National Grid

OVERVIEW

To meet government net zero targets, the electricity system must integrate far greater volumes of renewable energy. However, when multiple renewable sources connect to the grid, they can create challenges for fundamental network stability. The aim of this work with National Grid ESO and the University of Nottingham was to create a flexible, grid-connected platform that allows renewable energy generation and storage systems to deliver stable, reliable power to the network. The project demonstrated a more stable and scalable alternative to conventional integration methods, directly supporting the transition to a renewables-dominated grid. 

CLIENTS/PARTNERS

• National Grid ESO had been investigating Virtual Synchronous Machine (VSM) technology as a potential solution to the risk of network instability.
• University of Nottingham has developed new VSM grid-control algorithms which reduce the risk of network instability.
• TTPi (The Thinking Pod innovations) used expertise in advanced converter architectures, control integration, and robust hardware design to create a power converter to test and validate the university’s new grid-control algorithms.

OUR APPROACH

TTPi was commissioned to design and build the hardware platform to validate a variety of the grid-control algorithms and more specifically VSM, developed by the University of Nottingham. Our role centred on creating a versatile power controller capable of interfacing with multiple sources – from renewable generators to storage systems – while delivering precise three-phase grid connection. 

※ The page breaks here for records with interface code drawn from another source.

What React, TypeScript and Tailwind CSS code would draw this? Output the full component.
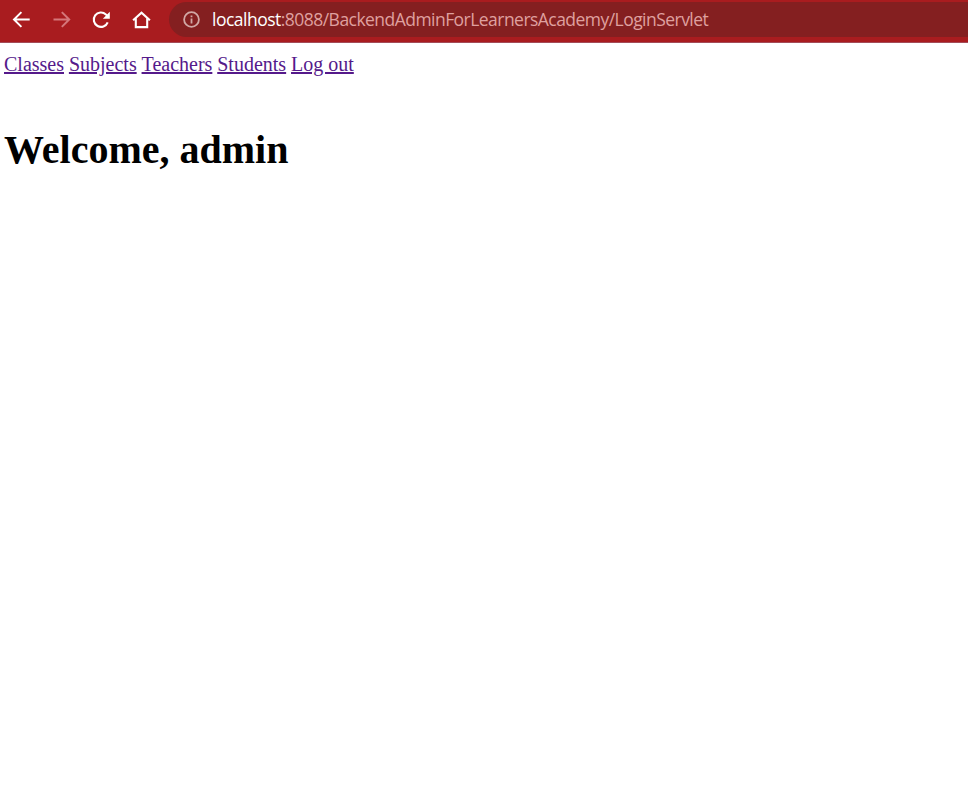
const links = ["Classes", "Subjects", "Teachers", "Students", "Log out"];

function BrowserBar() {
  return (
    <header className="flex h-[43px] items-start border-b border-[#a34c58] bg-[#a91c1f] text-white">
      <nav className="flex h-[39px] items-center gap-4 pl-[9px]">
        <svg width="24" height="24" viewBox="0 0 24 24" fill="none" stroke="currentColor" strokeWidth="2">
          <path d="M20.7 11.5H5.4M12.4 4.1L5 11.5l7.4 7.4" />
        </svg>
        <svg className="text-[#d5777a]" width="24" height="24" viewBox="0 0 24 24" fill="none" stroke="currentColor" strokeWidth="2">
          <path d="M4.5 11.5H19.8M12.8 4.1l7.4 7.4-7.4 7.4" />
        </svg>
        <svg width="24" height="24" viewBox="0 0 24 24">
          <path d="M18.7 14.3a7.2 7.2 0 1 1-1.8-7.9l1.2 1.3" fill="none" stroke="currentColor" strokeWidth="2.1" />
          <path d="M20.8 3.8v7h-7z" fill="currentColor" />
        </svg>
        <svg width="24" height="24" viewBox="0 0 24 24" fill="none" stroke="currentColor" strokeWidth="2.1">
          <path d="M4.1 12.2l8.4-7.5 8.4 7.5M6.8 10.5v8.6h11.4v-8.6" />
        </svg>
      </nav>
      <div className="mt-[2px] ml-4 flex h-[35px] flex-1 items-center rounded-l-full bg-[#841f20] pl-[14px]">
        <svg className="text-[#d1a7a4]" width="17" height="17" viewBox="0 0 17 17" fill="none" stroke="currentColor" strokeWidth="1.8">
          <circle cx="8.5" cy="8.5" r="7.4" />
          <path d="M8.5 7.6v4.8M8.5 4.4v1.9" />
        </svg>
        <div className="mb-[2px] ml-[12px] flex font-['Open_Sans',sans-serif] text-[17.5px] leading-[24px] whitespace-nowrap text-[#dfa09f]">
          <span className="tracking-[-0.5px] text-white">localhost</span>
          <span className="tracking-[-0.54px]">:8088/BackendAdminForLearnersAcademy/LoginServlet</span>
        </div>
      </div>
    </header>
  );
}

export default function App() {
  return (
    <div className="min-h-screen bg-white font-['Liberation_Serif',serif]">
      <BrowserBar />
      <main className="px-1 pt-[10px]">
        <nav className="flex gap-[4.9px] text-[20px] leading-[23px] text-[#551a8b]">
          {links.map((label) => (
            <a key={label} href="#" className="underline">{label}</a>
          ))}
        </nav>
        <h1 className="mt-[51px] text-[40px] leading-[46px] font-bold text-black">Welcome, admin</h1>
      </main>
    </div>
  );
}
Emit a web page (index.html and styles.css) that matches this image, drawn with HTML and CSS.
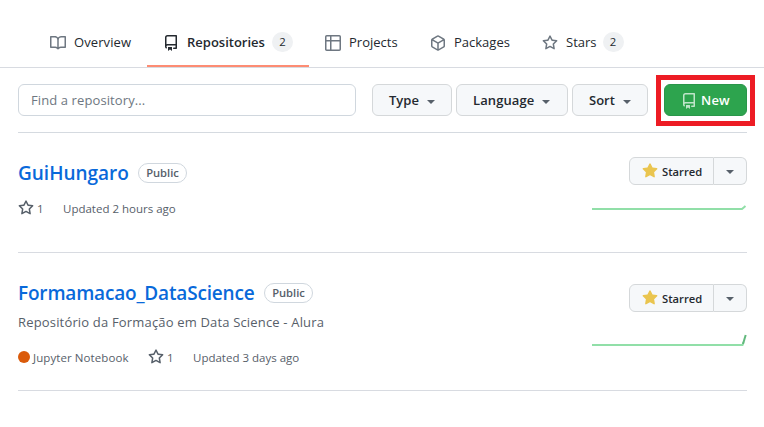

We engineered a 50 kW three-phase power converter, built with modularity in mind, to serve as a testbed for new grid-control algorithms. The converter was designed for high fidelity, ensuring accurate emulation of synchronous machine behaviour and reliable validation of various control schemes. 

TTPi expertise provided National Grid ESO with a platform that bridged the gap between simulation and real-world validation. 

CAPABILITIES APPLIED

Ultra efficient power conversion, Advanced digital control, Grid Integration, Exploitation of ultra-high-speed switching devices & conventional devices, DC AC, AC AC, Grid integration, Advanced Power Converter Modulation & Firmware Design  

OUTCOME & IMPACT

The project successfully delivered a 50kW, three phase converter that enabled National Grid ESO and the University of Nottingham to validate novel grid-stability algorithms. The prototype demonstrated how this architecture can provide a more stable and scalable alternative to conventional synchronisation methods, directly supporting the transition to a renewables-dominated grid. 

By validating these algorithms in hardware, the project took a significant step toward enabling grid operators to manage higher penetrations of renewable energy while maintaining stability of supply. 

APPLICATIONS BEYOND THIS PROJECT

The prototype platform developed in this project has wide-reaching applications across renewable energy integration and storage systems, including: 

• Solar Inverters: enabling stable, grid-synchronised operation of large-scale photovoltaic systems. 
• Grid connected battery storage
• Renewable generators, including wind and hydro.